Dr Gartner started an online petition earlier this year on calling for Mr Trump to be removed from office, which claims that he is “psychologically incapable of competently discharging the duties of President”. The petition has so far garnered more than 41,000 signatures.

It states: “We, the undersigned mental health professionals (please state your degree), believe in our professional judgment that Donald Trump manifests a serious mental illness that renders him psychologically incapable of competently discharging the duties of President of the United States.
“And we respectfully request he be removed from office, according to article 4 of the 25th amendment to the Constitution, which states that the president will be replaced if he is 'unable to discharge the powers and duties of his office'."
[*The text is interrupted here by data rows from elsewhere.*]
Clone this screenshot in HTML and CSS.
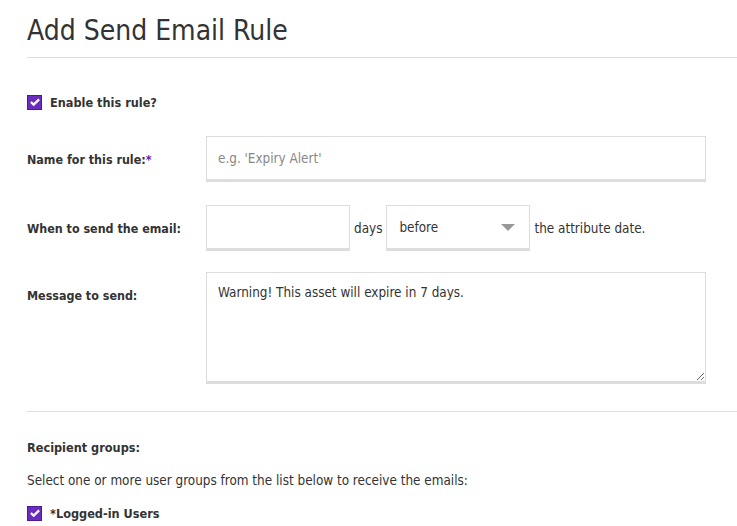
FILE: index.html
```html
<!DOCTYPE html>
<html lang="en">
<head>
    <meta charset="UTF-8">
    <meta name="viewport" content="width=device-width, initial-scale=1.0">
    <title>Add Send Email Rule</title>
    <link rel="stylesheet" href="styles.css">
</head>
<body>
    <h1 class="page-title">Add Send Email Rule</h1>
    <form class="rule-form">
        <label class="check-row">
            <span class="check-box"><svg viewBox="0 0 16 16" width="12" height="12"><path d="M2.5 8 L6.2 11.5 L13.5 4.5" fill="none" stroke="#fff" stroke-width="3"/></svg></span>
            <span class="check-label">Enable this rule?</span>
        </label>

        <div class="form-row">
            <label class="field-label">Name for this rule:<span class="req">*</span></label>
            <input class="text-input wide" type="text" placeholder="e.g. 'Expiry Alert'">
        </div>

        <div class="form-row">
            <label class="field-label">When to send the email:</label>
            <div class="inline-group">
                <input class="text-input short" type="text">
                <span class="inline-text">days</span>
                <div class="select-box">
                    <span>before</span>
                    <span class="caret"></span>
                </div>
                <span class="inline-text">the attribute date.</span>
            </div>
        </div>

        <div class="form-row top">
            <label class="field-label">Message to send:</label>
            <textarea class="text-input area">Warning! This asset will expire in 7 days.</textarea>
        </div>

        <hr class="divider">

        <p class="section-label">Recipient groups:</p>
        <p class="help-text">Select one or more user groups from the list below to receive the emails:</p>
        <label class="check-row">
            <span class="check-box"><svg viewBox="0 0 16 16" width="12" height="12"><path d="M2.5 8 L6.2 11.5 L13.5 4.5" fill="none" stroke="#fff" stroke-width="3"/></svg></span>
            <span class="check-label">*Logged-in Users</span>
        </label>
    </form>
</body>
</html>
```

FILE: styles.css
```css
body {
    margin: 0;
    padding: 0 0 0 27px;
    font-family: "DejaVu Sans Condensed", "Liberation Sans", sans-serif;
    font-size: 13.4px;
    color: #333;
    background: #fff;
}
.page-title {
    margin: 0;
    padding-top: 14px;
    height: 43px;
    font-size: 28px;
    font-weight: normal;
    color: #333;
    border-bottom: 1px solid #ddd;
}
.rule-form {
    padding-top: 36px;
}
.check-row {
    display: flex;
    align-items: center;
    gap: 8px;
    height: 16px;
}
.check-box {
    width: 15px;
    height: 15px;
    background: #6a2bbf;
    border: 1px solid #4b1a94;
    box-sizing: border-box;
    display: flex;
    align-items: center;
    justify-content: center;
}
.check-label {
    font-weight: bold;
    font-size: 12.6px;
}
.form-row {
    display: flex;
    align-items: center;
    margin-top: 23px;
}
.rule-form > .check-row + .form-row {
    margin-top: 26px;
}
.form-row.top {
    align-items: flex-start;
    margin-top: 21px;
}
.form-row.top .field-label {
    padding-top: 16px;
}
.field-label {
    width: 179px;
    flex-shrink: 0;
    font-weight: bold;
    font-size: 12.4px;
}
.req {
    color: #5a22a8;
}
.text-input {
    box-sizing: border-box;
    height: 46px;
    border: 1px solid #ddd;
    border-bottom: 3px solid #ddd;
    padding: 0 11px;
    font-family: inherit;
    font-size: 13.4px;
    color: #333;
    background: #fff;
}
.text-input::placeholder {
    color: #888;
}
.wide {
    width: 500px;
}
.short {
    width: 144px;
}
.area {
    width: 500px;
    height: 112px;
    padding: 12px 11px;
    resize: vertical;
}
.inline-group {
    display: flex;
    align-items: center;
}
.inline-text {
    margin: 0 4px;
}
.select-box {
    box-sizing: border-box;
    width: 144px;
    height: 46px;
    border: 1px solid #ddd;
    border-bottom: 3px solid #ddd;
    padding: 0 12px;
    display: flex;
    align-items: center;
    justify-content: space-between;
}
.caret {
    width: 0;
    height: 0;
    border-left: 7px solid transparent;
    border-right: 7px solid transparent;
    border-top: 7px solid #999;
    margin-right: 2px;
}
.divider {
    border: 0;
    border-top: 1px solid #ddd;
    margin: 27px 0 0;
}
.section-label {
    font-weight: bold;
    font-size: 12.6px;
    margin: 28px 0 0;
}
.help-text {
    margin: 18px 0 17px;
}
```
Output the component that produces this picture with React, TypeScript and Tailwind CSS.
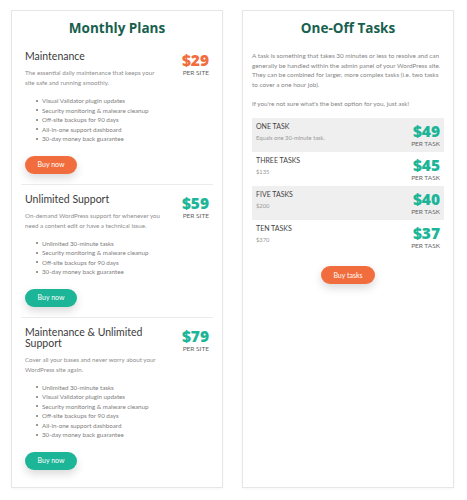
type Plan = {
  name: string;
  price: string;
  description: string;
  features: string[];
  accent: "orange" | "teal";
};

type TaskRow = {
  title: string;
  sub: string;
  price: string;
};

const plans: Plan[] = [
  {
    name: "Maintenance",
    price: "$29",
    description: "The essential daily maintenance that keeps your site safe and running smoothly.",
    features: [
      "Visual Validator plugin updates",
      "Security monitoring & malware cleanup",
      "Off-site backups for 90 days",
      "All-in-one support dashboard",
      "30-day money back guarantee"
    ],
    accent: "orange"
  },
  {
    name: "Unlimited Support",
    price: "$59",
    description: "On-demand WordPress support for whenever you need a content edit or have a technical issue.",
    features: [
      "Unlimited 30-minute tasks",
      "Security monitoring & malware cleanup",
      "Off-site backups for 90 days",
      "30-day money back guarantee"
    ],
    accent: "teal"
  },
  {
    name: "Maintenance & Unlimited Support",
    price: "$79",
    description: "Cover all your bases and never worry about your WordPress site again.",
    features: [
      "Unlimited 30-minute tasks",
      "Visual Validator plugin updates",
      "Security monitoring & malware cleanup",
      "Off-site backups for 90 days",
      "All-in-one support dashboard",
      "30-day money back guarantee"
    ],
    accent: "teal"
  }
];

const tasks: TaskRow[] = [
  { title: "ONE TASK", sub: "Equals one 30-minute task.", price: "$49" },
  { title: "THREE TASKS", sub: "$135", price: "$45" },
  { title: "FIVE TASKS", sub: "$200", price: "$40" },
  { title: "TEN TASKS", sub: "$370", price: "$37" }
];

const heading = { fontFamily: "'Open Sans', 'DejaVu Sans', sans-serif" };
const body = { fontFamily: "Lato, 'Open Sans', sans-serif" };

function PlanBlock({ plan, last }: { plan: Plan; last: boolean }) {
  return (
    <div className={last ? "mx-[9px] px-[4px] pt-[9px]" : "mx-[9px] border-b border-[#ececec] px-[4px] pb-[10px] pt-[9px]"}>
      <div className="flex items-start justify-between">
        <div className="w-[150px]">
          <h3 className="text-[10.5px] leading-[11px] text-[#3b3b3b]">{plan.name}</h3>
          <p className="mt-[6px] w-[140px] text-[6.2px] leading-[10px] text-[#8d8d8d]">{plan.description}</p>
        </div>
        <div className="flex flex-col items-end pt-[1px]">
          <span
            style={heading}
            className={
              plan.accent === "orange"
                ? "text-[15.5px] font-extrabold leading-[17px] text-[#f26d3d]"
                : "text-[15.5px] font-extrabold leading-[17px] text-[#1db598]"
            }
          >
            {plan.price}
          </span>
          <span className="text-[6.5px] leading-[8px] text-[#666]">PER SITE</span>
        </div>
      </div>
      <ul className="mt-[8px] pl-[11px] text-[6.2px] leading-[9.5px] text-[#7d7d7d]">
        {plan.features.map((f) => (
          <li key={f} className="flex items-center gap-[4px]">
            <span className="h-[2px] w-[2px] rounded-full bg-[#777]" />
            {f}
          </li>
        ))}
      </ul>
      <button
        className={
          plan.accent === "orange"
            ? "mt-[12px] h-[18px] w-[52px] rounded-full bg-[#f26d3d] text-[7px] text-white shadow-[0_4px_8px_rgba(0,0,0,0.15)]"
            : "mt-[12px] h-[18px] w-[52px] rounded-full bg-[#1db598] text-[7px] text-white shadow-[0_4px_8px_rgba(0,0,0,0.15)]"
        }
      >
        Buy now
      </button>
    </div>
  );
}

export default function App() {
  return (
    <div style={body} className="flex h-[500px] w-[467px] gap-[19px] bg-white pl-[11px] pt-[10px]">
      <section className="h-[478px] w-[212px] border border-[#e6e6e6] bg-white shadow-[0_1px_3px_rgba(0,0,0,0.04)]">
        <h2 style={heading} className="pt-[9px] text-center text-[13.5px] font-bold leading-[17px] text-[#17604e]">
          Monthly Plans
        </h2>
        <div className="mt-[5px]">
          {plans.map((p, i) => (
            <PlanBlock key={p.name} plan={p} last={i === plans.length - 1} />
          ))}
        </div>
      </section>

      <section className="h-[478px] w-[212px] border border-[#e6e6e6] bg-white px-[9px] shadow-[0_1px_3px_rgba(0,0,0,0.04)]">
        <h2 style={heading} className="pt-[9px] text-center text-[13.5px] font-bold leading-[17px] text-[#17604e]">
          One-Off Tasks
        </h2>
        <div className="mt-[14px] text-[6.35px] leading-[9.5px] text-[#858585]">
          <p>
            A task is something that takes 30 minutes or less to resolve and can generally be handled within the admin
            panel of your WordPress site. They can be combined for larger, more complex tasks (i.e. two tasks
            <br />
            to cover a one hour job).
          </p>
          <p className="mt-[9.5px]">If you&apos;re not sure what&apos;s the best option for you, just ask!</p>
        </div>
        <div className="mt-[10px]">
          {tasks.map((t, i) => (
            <div
              key={t.title}
              className={
                i % 2 === 0
                  ? "flex h-[34px] items-start justify-between bg-[#efefef] px-[4px] pt-[3px]"
                  : "flex h-[34px] items-start justify-between bg-white px-[4px] pt-[3px]"
              }
            >
              <div>
                <div className="text-[7px] leading-[10px] text-[#444]">{t.title}</div>
                <div className="mt-[3px] text-[5.8px] leading-[8px] text-[#999]">{t.sub}</div>
              </div>
              <div className="flex flex-col items-end pt-[2px]">
                <span style={heading} className="text-[15.5px] font-extrabold leading-[17px] text-[#1db598]">
                  {t.price}
                </span>
                <span className="text-[6.5px] leading-[8px] text-[#666]">PER TASK</span>
              </div>
            </div>
          ))}
        </div>
        <div className="mt-[12px] flex justify-center">
          <button className="h-[18px] w-[54px] rounded-full bg-[#f26d3d] text-[7px] text-white shadow-[0_4px_8px_rgba(0,0,0,0.15)]">
            Buy tasks
          </button>
        </div>
      </section>
    </div>
  );
}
The claims made in the conference have drawn criticism from some in the psychiatric establishment, who say they violate the American Psychiatric Association’s “Goldwater rule,” which states psychiatrists are not to give professional opinions on people they have not personally examined.

They have also been condemned by Republicans, including Connecticut Republican Party Chairman JR Romano, who accused the group of “throwing ethical standards out the window because they cannot accept the election results.”

Responding to the criticism, Dr Gartner said: “This notion that you need to personally interview someone to form a diagnosis actually doesn’t make a whole lotta sense. For one thing, research shows that the psychiatric interview is the least statistical reliable way to make a diagnosis.”

A spokesperson for Yale University told The Independent the panel at the conference abided by the Goldwater rule during the discussions, but that the organiser was "troubled" by the "silencing of debate".

“The panel at Yale School of Medicine abided by ‘the Goldwater rule'. Eminent psychiatrists were invited to speak about whether there are other ethical rules that override it, as in ordinary practise," said the spokesperson.

"The organiser, Dr Bandy Lee, agrees with the Goldwater rule but is troubled by its recent expansion (as of March 16, 2017) and the silencing of debate. She hopes that the public and politicians will understand that mental health issues are not to be used as a weapon, just as other health issues are not.
"Dr Gartner was invited as an activist and was not on the actual panel. The organiser emphasises that the event was independently organised and did not represent the views of Yale University or Yale School of Medicine.”

The doctors have said that even if it is in breach of tradition ethical standards of psychiatry, it was necessary to break their silence on the matter because they feared “too much is at stake”.

It is not the first time Mr Trump's mental health has been called into question. In February, Duty to Warn, which consists of psychiatrists, psychologists and social workers, signed an open letter warning that his mental state “makes him incapable of serving safely as president”.

The letter warned that the  President’s tendency to “distort reality” to fit his “personal myth of greatness” and attack those who challenge him with facts was likely to increase in a position of power.